Along with floods, erosion is also threatening the lives of the people in the state of Assam as it leads to permanent loss of land. Here we can take the case of the river island Majuli, which had been one of the worst sufferers of the erosion done by Brahmaputra. In 1853 the total area of Majuli was 1129 sq km but it has now reduced to 3.55 sq km.
Ilish fishing, Dauladia, Bangladesh, 2001
In Bangladesh the Brahmaputra river which known as Jamuna is also infamous for severe floods and erosion. The river carries huge water and sediment discharge in this deltaic region. Because of its geographical setting, Bangladesh is very much dependent on its river for fertile fields and diverse flora and aqua culture but rivers also brings several hazards in the form of floods and erosion. Bangladesh has witnessed severe annual floods but the floods in 1987, 1988, 1998 and 2004 were the most severe ones in recent decades.
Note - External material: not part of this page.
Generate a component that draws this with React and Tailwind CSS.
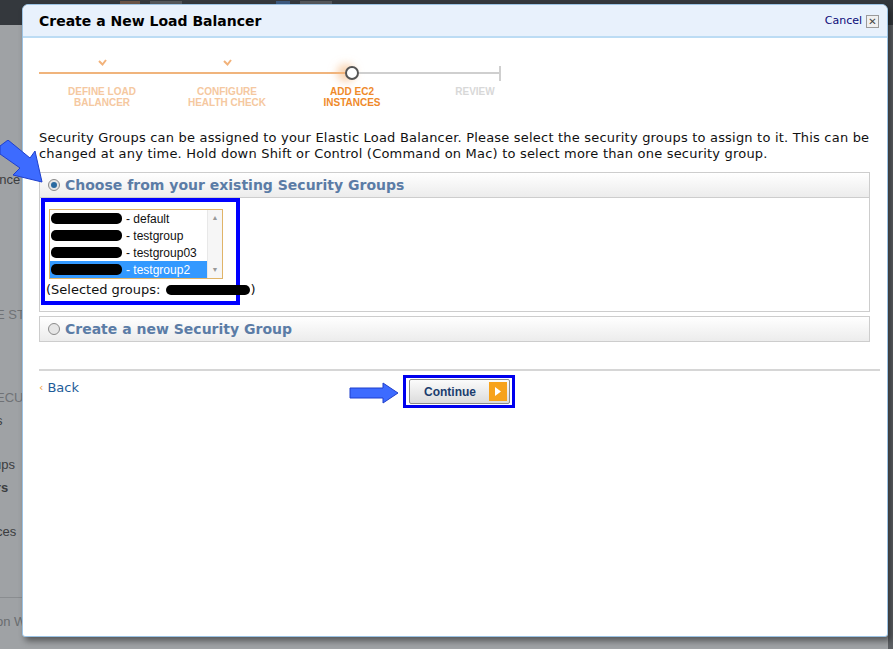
import { useState } from "react"

const groups = [
    { id: "sg-0a1b2c3d", name: "default" },
    { id: "sg-4e5f6a7b", name: "testgroup" },
    { id: "sg-8c9d0e1f", name: "testgroup03" },
    { id: "sg-2a3b4c5d", name: "testgroup2" },
]

function BlueArrow({ className }) {
    return (
        <svg className={className} viewBox="0 0 50 22" width="50" height="22">
            <polygon points="1,6 34,6 34,1 49,11 34,21 34,16 1,16"
                fill="#3d6bff" stroke="#1f3fcc" strokeWidth="1" />
        </svg>
    )
}

function StepCheck() {
    return (
        <svg width="9" height="7" viewBox="0 0 9 7">
            <path d="M1 2 L4.5 5.5 L8 1" stroke="#f2b27a" strokeWidth="2" fill="none" />
        </svg>
    )
}

export default function App() {
    const [selected, setSelected] = useState(3)
    const [mode, setMode] = useState("existing")

    return <div className="relative w-[893px] h-[649px] overflow-hidden bg-[#9fa2a5]"
        style={{ fontFamily: "'DejaVu Sans', Verdana, sans-serif" }}>
        {/* dimmed console behind the dialog */}
        <div className="h-[25px] bg-[#34383d] flex items-start gap-[10px] px-2 pt-[1px]">
            <span className="ml-[112px] w-[20px] h-[6px] bg-[#6b5548]"></span>
            <span className="w-[32px] h-[5px] bg-[#55585c]"></span>
            <span className="ml-[84px] w-[14px] h-[6px] bg-[#3d5a80]"></span>
            <span className="w-[32px] h-[5px] bg-[#55585c]"></span>
        </div>
        <div className="flex flex-col text-[13px] text-[#3b3d40]" style={{ fontFamily: "'Liberation Sans', Arial, sans-serif" }}>
            <span className="mt-[145px] -ml-[8px]">ance</span>
            <span className="mt-[115px] -ml-[4px] text-[#6f7276]">E ST</span>
            <span className="mt-[64px] -ml-[4px] text-[#6f7276]">ECUF</span>
            <span className="mt-[3px] -ml-[4px]">s</span>
            <span className="mt-[25px] -ml-[6px]">ups</span>
            <span className="mt-[3px] -ml-[4px] font-bold">rs</span>
            <span className="mt-[25px] -ml-[4px]">ces</span>
            <div className="mt-[55px] w-[22px] border-t border-[#8a8d90]"></div>
            <span className="mt-[14px] -ml-[4px] text-[#6a6d70]">on W</span>
        </div>
        <div className="absolute right-0 top-[25px] w-[5px] h-full bg-[#5d6064]"></div>

        {/* dialog */}
        <div className="absolute left-[22px] top-[4px] w-[866px] h-[633px] bg-white rounded-t-[6px] rounded-b-[3px] border border-[#9cc3e4] shadow-[3px_4px_6px_rgba(0,0,0,0.45)] flex flex-col">
            <div className="h-[33px] shrink-0 bg-[#e8f1fc] border-b-2 border-[#bcdcf4] rounded-t-[6px] flex items-center justify-between pl-[16px] pr-[8px]">
                <h1 className="text-[14px] font-bold text-black mt-[2px]">Create a New Load Balancer</h1>
                <div className="flex items-center gap-[4px] mt-[2px]">
                    <span className="text-[11px] text-[#0b0b78]">Cancel</span>
                    <span className="w-[13px] h-[13px] border border-[#9a9a9a] bg-[#f0f0f0] text-[10px] leading-[11px] text-center text-[#444] font-bold">✕</span>
                </div>
            </div>

            <div className="pl-[16px] pr-[17px] flex flex-col">
                {/* wizard */}
                <div className="mt-[24px]" style={{ fontFamily: "'Liberation Sans', Arial, sans-serif" }}>
                    <div className="relative w-[462px] h-[22px] flex items-center">
                        <div className="w-[306px] h-[2px] bg-[#f0b47c]"></div>
                        <div className="w-[14px] h-[14px] rounded-full border-2 border-[#555] bg-white shadow-[-6px_0_8px_2px_rgba(245,180,120,0.6)]"></div>
                        <div className="flex-1 h-[2px] bg-[#cfcfcf]"></div>
                        <div className="w-[2px] h-[15px] bg-[#cfcfcf]"></div>
                        <div className="absolute left-[59px] top-[-3px]"><StepCheck /></div>
                        <div className="absolute left-[184px] top-[-3px]"><StepCheck /></div>
                    </div>
                    <div className="flex text-[10px] font-bold leading-[11px] mt-[2px] text-center">
                        <div className="w-[126px] shrink-0 text-[#f5c8a0]">DEFINE LOAD<br />BALANCER</div>
                        <div className="w-[124px] shrink-0 text-[#f5c8a0]">CONFIGURE<br />HEALTH CHECK</div>
                        <div className="w-[126px] shrink-0 text-[#ef8a2a]">ADD EC2<br />INSTANCES</div>
                        <div className="w-[120px] shrink-0 text-[#d8d8d8]">REVIEW</div>
                    </div>
                </div>

                <p className="mt-[22px] text-[13px] leading-[16px] text-[#111] tracking-[0.2px]">
                    Security Groups can be assigned to your Elastic Load Balancer. Please select the security groups to assign to it. This can be changed at any time. Hold down Shift or Control (Command on Mac) to select more than one security group.
                </p>

                {/* existing groups */}
                <div className="mt-[10px] border border-[#cdcdcd]">
                    <label className="h-[25px] flex items-center gap-[5px] pl-[8px] bg-gradient-to-b from-white to-[#ececec] border-b border-[#cdcdcd] cursor-pointer"
                        onClick={() => setMode("existing")}>
                        <span className="w-[12px] h-[12px] rounded-full border border-[#8a8a8a] bg-[#e6e6e6] flex items-center justify-center">
                            {mode === "existing" && <span className="w-[6px] h-[6px] rounded-full bg-[#2a6aa0]"></span>}
                        </span>
                        <span className="text-[14px] font-bold text-[#5b7ca6]">Choose from your existing Security Groups</span>
                    </label>
                    <div className="h-[113px] pl-[1px]">
                        <div className="w-[199px] h-[107px] border-4 border-[#0000ff] pt-[7px] pl-[4px]">
                            <div className="w-[174px] h-[70px] border border-[#e0b468] flex bg-white text-[12px] whitespace-nowrap"
                                style={{ fontFamily: "'Liberation Sans', Arial, sans-serif" }}>
                                <div className="flex-1 flex flex-col overflow-hidden">
                                    {groups.map((g, i) => (
                                        <div key={g.id} onClick={() => setSelected(i)}
                                            className={`h-[17px] shrink-0 flex items-center gap-[4px] pl-[1px] ${selected === i ? "bg-[#3399ff] text-white" : "text-[#111]"}`}>
                                            <span className="w-[71px] h-[11px] shrink-0 rounded-[5px] bg-black"></span>
                                            <span>- {g.name}</span>
                                        </div>
                                    ))}
                                </div>
                                <div className="w-[15px] shrink-0 bg-[#f6f6f6] border-l border-[#e8e8e8] flex flex-col justify-between items-center py-[3px] text-[7px] text-[#999]">
                                    <span>▲</span>
                                    <span>▼</span>
                                </div>
                            </div>
                            <div className="mt-[1px] -ml-[3px] text-[13px] text-[#111] flex items-center whitespace-nowrap">
                                (Selected groups:
                                <span className="w-[84px] h-[10px] shrink-0 rounded-[5px] bg-black ml-[6px]"></span>)
                            </div>
                        </div>
                    </div>
                </div>

                {/* new group */}
                <label className="mt-[4px] h-[26px] border border-[#cdcdcd] flex items-center gap-[5px] pl-[8px] bg-gradient-to-b from-white to-[#ececec] cursor-pointer"
                    onClick={() => setMode("new")}>
                    <span className="w-[12px] h-[12px] rounded-full border border-[#8a8a8a] bg-[#e6e6e6] flex items-center justify-center">
                        {mode === "new" && <span className="w-[6px] h-[6px] rounded-full bg-[#2a6aa0]"></span>}
                    </span>
                    <span className="text-[14px] font-bold text-[#5b7ca6]">Create a new Security Group</span>
                </label>

                <div className="mt-[27px] border-t-2 border-[#d6d6d6] mr-[-10px]"></div>

                <div className="flex items-start mt-[4px]">
                    <div className="mt-[3px] flex items-center gap-[4px] text-[13px]">
                        <span className="text-[#f0a040] text-[11px]">‹</span>
                        <span className="text-[#1f5d99]">Back</span>
                    </div>
                    <div className="ml-[270px] flex items-center gap-[4px]">
                        <BlueArrow className="mt-[2px]" />
                        <div className="border-[3px] border-[#0000ee] pl-[3px] pr-[2px] py-[1px]">
                            <button className="w-[101px] h-[25px] rounded-[2px] border border-[#8c8c8c] bg-gradient-to-b from-[#fbfbfb] to-[#dcdcdc] flex items-center justify-between pl-[14px] pr-[2px]">
                                <span className="text-[12px] font-bold text-[#1b3d6e]" style={{ fontFamily: "'Liberation Sans', Arial, sans-serif" }}>Continue</span>
                                <span className="w-[18px] h-[19px] bg-[#f7a21b] flex items-center justify-center">
                                    <svg width="8" height="11" viewBox="0 0 8 11"><polygon points="1,1 7,5.5 1,10" fill="white" /></svg>
                                </span>
                            </button>
                        </div>
                    </div>
                </div>
            </div>
        </div>

        {/* annotation arrow at left */}
        <svg className="absolute left-0 top-[140px]" width="48" height="48" viewBox="0 0 48 48">
            <polygon points="0,6 8,0 30,18 35,11 42,42 13,35 20,28 0,14" fill="#3d6bff" stroke="#1f3fcc" strokeWidth="1" />
        </svg>
    </div>
}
But studies have shown that, “The people of Bangladesh have adapted their lifestyle for centuries to live with river flooding – frequently moving their temporary bank-side homes, planting on newly emergent river bars, and sometimes raising their homesteads above water level in flood periods (Paul, 1997). However, a growing population, coupled with the expansion of infrastructure and economic development, has resulted in an increase in the intensity of flood damage (FPCO, 1995; Paul, 1997; CPD, 2004). The lives of many millions of Bangladeshi citizens is thus reliant on these rivers, with up to 600,000 people living on the riverine islands and bars alone (Sarker et al., 2003).”
In order to protect people from the fury of floods and erosion the main measure taken in India as well in Bangladesh is the construction of embankments. In Assam the total length of embankment is 4,473.83 km constructed on a total of 130 small and big rivers. But recent reports say that out this, 3376 km embankments are in a vulnerable condition and need immediate strengthening and repair. As a deltaic region Bangladesh too has put its thrust on increasing length of embankments. In 1989 Bangladesh launched an elaborate flood control programme through construction of embankments which was named as ‘Flood Action Plan’. But this plan was vehemently criticized both at national and international level.
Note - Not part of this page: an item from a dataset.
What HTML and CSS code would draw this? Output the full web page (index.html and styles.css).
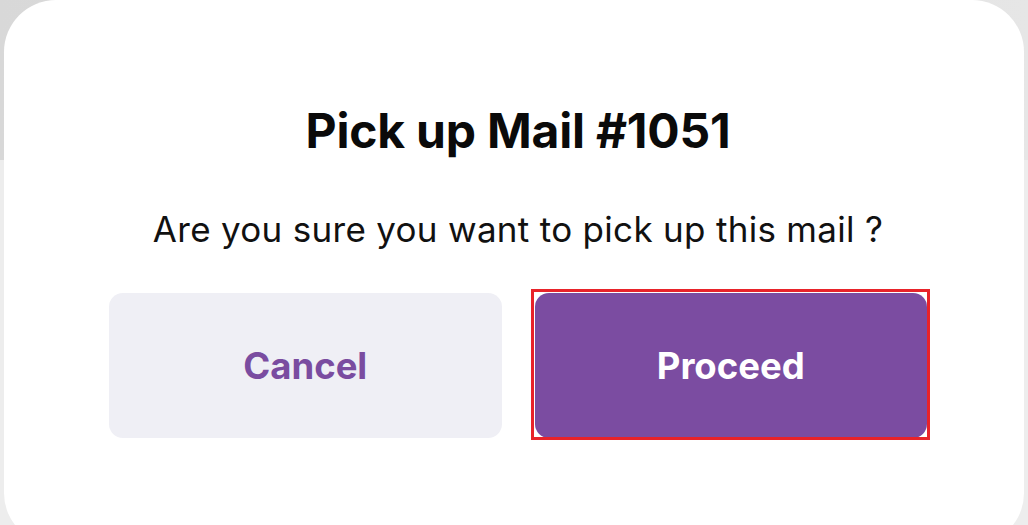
FILE: index.html
```html
<!DOCTYPE html>
<html>
<head>
<meta charset="utf-8">
<link rel="stylesheet" href="styles.css">
</head>
<body>
<div class="backdrop">
  <div class="backdrop-top"></div>
  <div class="dialog">
    <h1 class="title">Pick up Mail #1051</h1>
    <p class="message">Are you sure you want to pick up this mail ?</p>
    <div class="actions">
      <button class="btn btn-cancel">Cancel</button>
      <button class="btn btn-proceed">Proceed</button>
    </div>
  </div>
</div>
</body>
</html>
```
FILE: styles.css
```css
html, body {
  margin: 0;
  padding: 0;
  width: 1028px;
  height: 525px;
  overflow: hidden;
  font-family: Inter, "Noto Sans", sans-serif;
}
.backdrop {
  position: relative;
  width: 1028px;
  height: 525px;
  background: #ededed;
  overflow: hidden;
}
.backdrop-top {
  position: absolute;
  left: 0;
  top: 0;
  width: 1028px;
  height: 160px;
  background: linear-gradient(90deg, #d8d8d8 0%, #e6e6e6 100%);
}
.dialog {
  position: absolute;
  left: 4px;
  top: 0;
  width: 1020px;
  height: 545px;
  background: #ffffff;
  border-radius: 52px;
  box-sizing: border-box;
  padding: 102px 97px 0 105px;
  display: flex;
  flex-direction: column;
  align-items: center;
}
.title {
  margin: 0;
  font-size: 48px;
  font-weight: 700;
  line-height: 58px;
  color: #0a0a0a;
  letter-spacing: -0.2px;
}
.message {
  margin: 48px 0 0;
  font-size: 35px;
  font-weight: 400;
  line-height: 42px;
  color: #111;
  letter-spacing: 0.3px;
}
.actions {
  margin-top: 43px;
  align-self: stretch;
  display: flex;
  gap: 33px;
}
.btn {
  flex: 1;
  height: 145px;
  border: none;
  border-radius: 14px;
  font-family: Inter, "Noto Sans", sans-serif;
  font-size: 36.5px;
  font-weight: 700;
  padding: 0;
}
.btn-cancel {
  background: #efeff5;
  color: #7a4ca0;
}
.btn-proceed {
  position: relative;
  background: #7b4ca1;
  color: #ffffff;
}
.btn-proceed::after {
  content: "";
  position: absolute;
  left: -4px;
  top: -4px;
  right: -3px;
  bottom: -2px;
  border: 3px solid #e8232a;
  pointer-events: none;
}
```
Protest against big dams – KMSS (Krishak Mukti Sangram Samiti) members protesting in Pandu Ghat in Guwahati against the ship carrying the turbines for the Lower Subansiri project.
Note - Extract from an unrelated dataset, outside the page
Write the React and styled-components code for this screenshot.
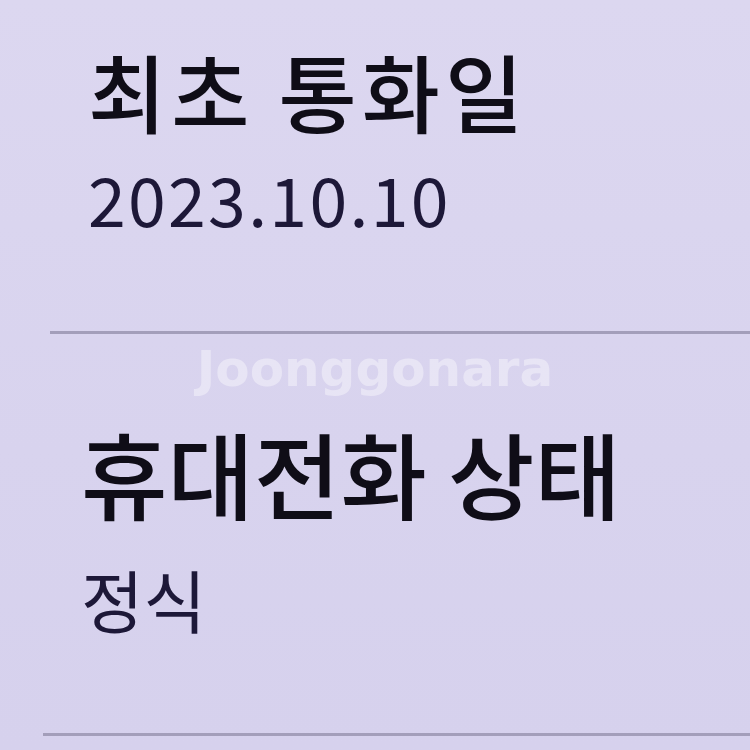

In order to control the floods in Brahmaputra valley one of the proposed solution is construction of multi-purpose dams. In fact flood control was one of the pretexts for hydro-development in the northeastern region. But the idea that multipurpose dams can lead to flood control along with hydro-power generation is actually contradictory and unviable as seen from experience of such projects. Studies done on some of the biggest multi-purpose river valley projects of independent India, e.g. ‘Unravelling Bhakra’ by Shripad Dharmadhikary, ‘Drown and Dammed’ done on Hirakud by Prof Rohan D’Souza, “One Valley and a Thousand: Dams, Nationalism, and Development, Studies in Social Ecology & Environmental History” on Damodar Valley dams by Daniel Klingensmith have shown how unviable this proposition is. A number of these dams have actually created avoidable flood disasters in the downstream areas due to wrong operation of the dams. In case of the mightly Brahmaputra river, this is likely to prove even greater disastrous considering its characteristics described above.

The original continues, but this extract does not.